There's -- the judge when -- when the two litigants and the two lawyers walk in the courtroom, the judge knows the least about the case, so there is a lot of reading into things the judge has to do. I think one of the most critical issues that our Family Court judges face now is in the area of juvenile crime. And, you know, a judge has a youth in front of him or her and a decision has to be made, is this juvenile a misguided youth who has not had the benefit of any upbringing or exposure to right and wrong and perhaps this child could be rehabilitated or could be worked with through mentoring, a mentoring program or otherwise and brought around?
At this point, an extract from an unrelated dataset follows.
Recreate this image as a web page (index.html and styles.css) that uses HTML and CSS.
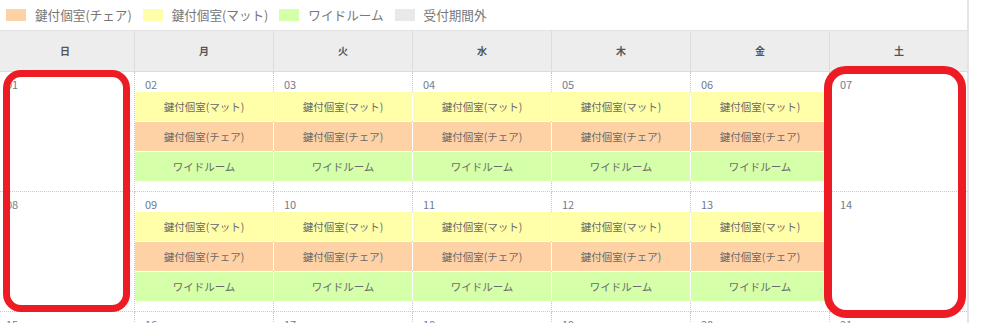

Or do we have a child who is just a criminal and is at an early age and when that decision is made or when that recognition is had by the judge, we've got to be aggressive with these kids. We've got -- the interest of the safety of our citizens outweighs the, perhaps, touchy, feely social services type of remedy, I think.
Q. What is your philosophy about the Family Court judges role in either being proactive or sitting back and not being proactive?
A. Well --
Q. Discuss that, please.
A. I'd be happy to and I can -- one of the -- one recent experience I have had and still am participating in it is the Welfare Task Force. It was a privilege for me to sit on that task force. And I can honestly say, however, that I think one link was missing and that was input from the judiciary. I don't think judges should be coming over here to the legislature to tell you legislators what to do, but I think a judge should remain available as a resource to let legislators or people in the community who care, who want to get some, you know, private program started, to act as a resource, to let folks know what they're seeing in the courtrooms. So to that extent, I think that's an important role that a judge should be willing to play and I would be willing to do that.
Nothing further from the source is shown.